Don’t know where to start? Experiment and ask. If you’re the vocalist yourself, try recording yourself singing the song in several different keys and take note of how it feels and sounds in each key on playback. If you’ve hit a key where it feels natural and sounds great, you’ve got a winner.

If you’re not the singer, it never hurts to ask where your vocalist is the most comfortable range-wise, or where he or she likes to sing to get certain effects. Does your pop singer switch into heart-melting falsetto at a high G? Keep that in mind when choosing your key so he can flip into that register right when the chorus comes in. Or does your jazz singer have a breathy melancholy that comes in once she’s below E-flat? Keep that in mind so she can deliver your sad second verse with the nuance it deserves.

If you’re a singer working on someone else’s material and you’re given the opportunity to help choose the key you’ll be singing in, learn to understand your own voice ahead of time. If you have a powerful rock delivery that floats in the C-to-F range, suggest a key that puts the fist-pumping hook right in that prime territory.

Finally, regardless of who the singer is, make sure you choose a key that allows the vocalist to physically sing the song — voices only go so high and low, so make your selection accordingly.
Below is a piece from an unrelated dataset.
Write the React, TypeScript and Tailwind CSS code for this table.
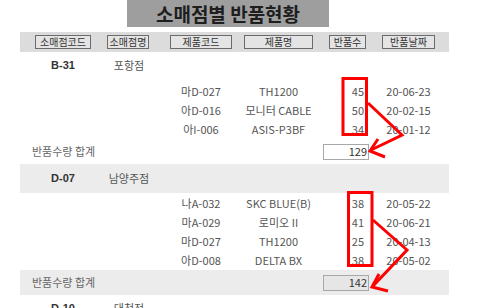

This may seem obvious, but I’ve seen songwriters make this mistake many times.

The instrument

By their nature, different instruments sound different — and can feel easier or harder to play — when playing the exact same material transposed to different keys. A large amount of this will be subjective based on the artist, player, and context, so go with your gut and ear when choosing the right key for each song.

As an example, when I play piano and keyboard arrangements of aggressive rock material, I find myself gravitating towards G minor and D minor. Why? Given the style of playing that I use for that music — heavy attacks, octave melodies, big open intervals — those keys just feel the most natural under my fingers. Plus, there’s something about how the notes sound and blend in those keys that, to my ears, brings more grit and power to the music than when I play the same music transposed elsewhere.

Similarly, when it comes to ballads, I love E-flat major and minor, C-minor, and A-flat major. To me, it just feels good to play softer material in those keys and the sound I create using them matches my vision for those songs.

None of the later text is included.